By Samuel Ouma
Amnesty International has also joined the UNHCR in calling Kenya to reconsider its decision to close Kakuma and Dadaab refugee camps.
Amnesty International Kenya Executive Director Irũngũ Houghton noted that Kenya should use its position in the United Nations Security Council (UNSC) to champion for more resources for refugees and host countries instead of closing the said camps.
Houghton said that the two camps’ closure without an orderly approach that does not undermine human rights would result in a humanitarian disaster.
He added that it is still unsafe for the refugees to return to their countries of origin or other countries for resettlement.
“Conflict in Somalia and Ethiopia, pre and post-election violence in Uganda and Tanzania as well as the persecution of LGBTI+ communities in Uganda and elsewhere makes voluntary return safe and dignified untenable for most refugees,” Irũngũ Houghton.
According to the director, the international community undermines Kenya’s capacity to provide safety and sanctuary for refugees by inadequate humanitarian funding.

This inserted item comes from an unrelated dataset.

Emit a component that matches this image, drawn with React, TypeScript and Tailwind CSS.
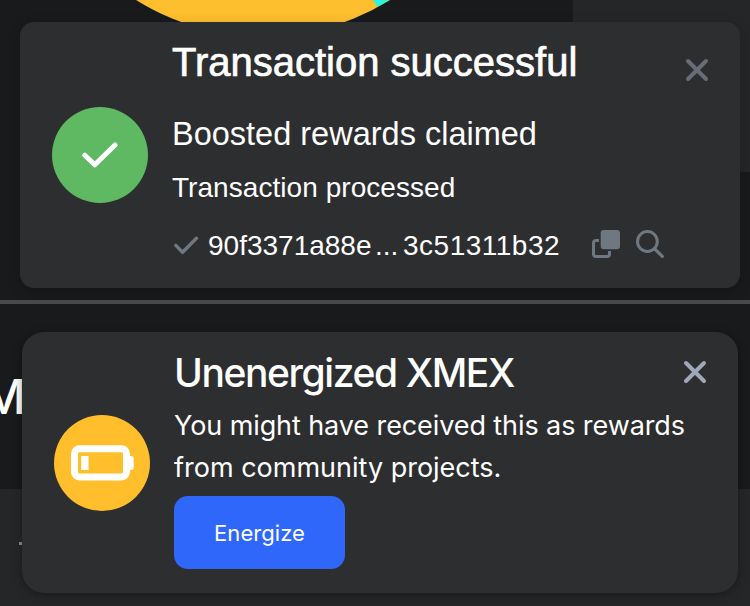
import type { ReactNode } from "react";

function Close({ className }: { className: string }) {
  return (
    <button aria-label="Close" className={`block size-6 shrink-0 ${className}`}>
      <svg viewBox="0 0 24 24" className="block size-6" fill="none" stroke="currentColor" strokeWidth="4" strokeLinecap="round">
        <path d="M3 3 21 21M21 3 3 21" />
      </svg>
    </button>
  );
}

function Badge({ className, children }: { className: string; children: ReactNode }) {
  return <div className={`flex size-24 shrink-0 items-center justify-center rounded-full ${className}`}>{children}</div>;
}

function TransactionToast() {
  return (
    <div className="relative flex h-[266px] w-[720px] items-center rounded-[14px] bg-[#2d2e2f] pl-8 shadow-[0_4px_14px_rgba(0,0,0,0.2)]">
      <Badge className="bg-[#5fb862]">
        <svg viewBox="0 0 36 26" className="h-[26px] w-9" fill="none" stroke="#fff" strokeWidth="5" strokeLinecap="round" strokeLinejoin="round">
          <path d="M2.8 13.2 12.8 22.8 33 3" />
        </svg>
      </Badge>
      <div className="ml-6 flex h-full flex-1 flex-col text-white">
        <h2 className="mt-[17px] text-[40px] leading-[46px] font-normal whitespace-nowrap [-webkit-text-stroke:0.7px_white]">Transaction successful</h2>
        <p className="mt-[30px] text-[32.5px] leading-[38px] whitespace-nowrap">Boosted rewards claimed</p>
        <p className="mt-[19px] text-[28px] leading-8 tracking-[0.05px] whitespace-nowrap">Transaction processed</p>
        <div className="mt-[25px] flex h-8 items-center pl-0.5 text-[#6f7880]">
          <svg viewBox="0 0 26 20" className="h-5 w-[26px] shrink-0" fill="none" stroke="currentColor" strokeWidth="3.4" strokeLinecap="round" strokeLinejoin="round">
            <path d="M1.8 10.4 8.6 17.2 22.4 3.2" />
          </svg>
          <span className="ml-2 flex pt-0.5 text-[28px] leading-8 text-white">
            <span className="w-[167px]">90f3371a88e</span>
            <span className="w-7">...</span>
            <span className="w-[157px] tracking-[0.5px]">3c51311b32</span>
          </span>
          <svg viewBox="0 0 28 28" className="mb-0.5 ml-8 size-7 shrink-0" fill="none">
            <rect x="8.7" y="0" width="19.3" height="19.3" rx="3.2" fill="currentColor" />
            <path d="M7 10.5H4Q1.5 10.5 1.5 13V24Q1.5 26.5 4 26.5H15Q17.5 26.5 17.5 24V21" stroke="currentColor" strokeWidth="3" />
          </svg>
          <svg viewBox="0 0 28 28" className="mb-0.5 ml-4 size-7 shrink-0" fill="none" stroke="currentColor" strokeWidth="3" strokeLinecap="round">
            <circle cx="11.4" cy="11.5" r="9.9" />
            <path d="M18.7 18.8 26.3 26.4" strokeWidth="3.3" />
          </svg>
        </div>
      </div>
      <div className="mt-9 mr-[31px] self-start">
        <Close className="text-[#686c75]" />
      </div>
    </div>
  );
}

function EnergizeToast() {
  return (
    <div className="relative flex h-[261px] w-[716px] items-center rounded-[22px] bg-[#2d2e2f] pl-8 shadow-[0_2px_10px_rgba(0,0,0,0.35)]">
      <Badge className="bg-[#ffbf2d]">
        <svg viewBox="0 0 64 36" className="h-9 w-16" fill="none">
          <rect x="4.5" y="3.7" width="52" height="28.4" rx="5" stroke="#fff" strokeWidth="7" />
          <rect x="56.5" y="11" width="7.2" height="14" rx="2.5" fill="#fff" />
          <rect x="11.2" y="11" width="7.3" height="14" fill="#fff" />
        </svg>
      </Badge>
      <div className="ml-6 flex h-full flex-1 flex-col items-start font-['Inter',sans-serif] text-white">
        <div className="flex w-full items-start justify-between">
          <h2 className="mt-[17px] text-[39px] leading-[48px] font-medium tracking-[-1.4px] whitespace-nowrap">Unenergized XMEX</h2>
          <div className="mt-7 mr-[31px]">
            <Close className="text-[#9fa7b8]" />
          </div>
        </div>
        <p className="mt-2 text-[27px] leading-[42px] tracking-[-0.09px] whitespace-nowrap">
          You might have received this as rewards
          <br />
          <span className="tracking-[0px]">from community projects.</span>
        </p>
        <button className="mt-[7px] h-[73px] w-[171px] rounded-[14px] bg-[#2f67fb] pt-0.5 text-[22px] tracking-[0.05px]">Energize</button>
      </div>
    </div>
  );
}

export default function App() {
  return (
    <div className="flex h-[606px] w-[750px] flex-col overflow-hidden bg-[#191a1b] font-['Liberation_Sans',Arial,sans-serif]">
      <section className="relative h-[300px] pt-[22px] pl-5">
        <div className="absolute top-0 right-0 h-[172px] w-[177px] bg-[#252628]" />
        <svg viewBox="0 0 750 40" className="absolute top-0 left-0 h-10 w-[750px]">
          <circle cx="263" cy="-202.5" r="239" fill="#fdbf2d" />
          <path d="M373.2 0 377.3 6.9A239 239 0 0 0 389.6 0Z" fill="#29f5dc" />
        </svg>
        <TransactionToast />
      </section>
      <div className="h-1 shrink-0 bg-[#4a4a4c]" />
      <section className="relative h-[302px] pt-7 pl-[22px]">
        <div className="absolute top-[185px] left-0 h-[117px] w-full bg-[#252628]" />
        <span className="absolute top-[64px] left-[-18px] font-['Inter',sans-serif] text-[48px] leading-[58px] font-medium text-white">M</span>
        <div className="absolute top-[238px] left-[19px] h-[3px] w-2 bg-[#8b8f96]" />
        <EnergizeToast />
      </section>
    </div>
  );
}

Therefore, he called on wealthier nations led by the new US administration to share responsibility fairly by expanding adequate opportunities for third-country resettlement, mass Covid-19 vaccination programs and encourage calls by communities to host refugees.
He also challenged Kenya and UNHCR to consider reviewing the encampment approach with regional and international best practices.
The Kenyan government, on March 23, issued a 14-day ultimatum to announce a plan for the closure of the camps.
Kenya’s Interior Minister, Dr Fred Matiang’i, cited security threats and strain on the country’s resources.
The two-week ultimatum expires on Thursday, and all eyes are on the Kenyan Government and the UNHCR to see what will transpire.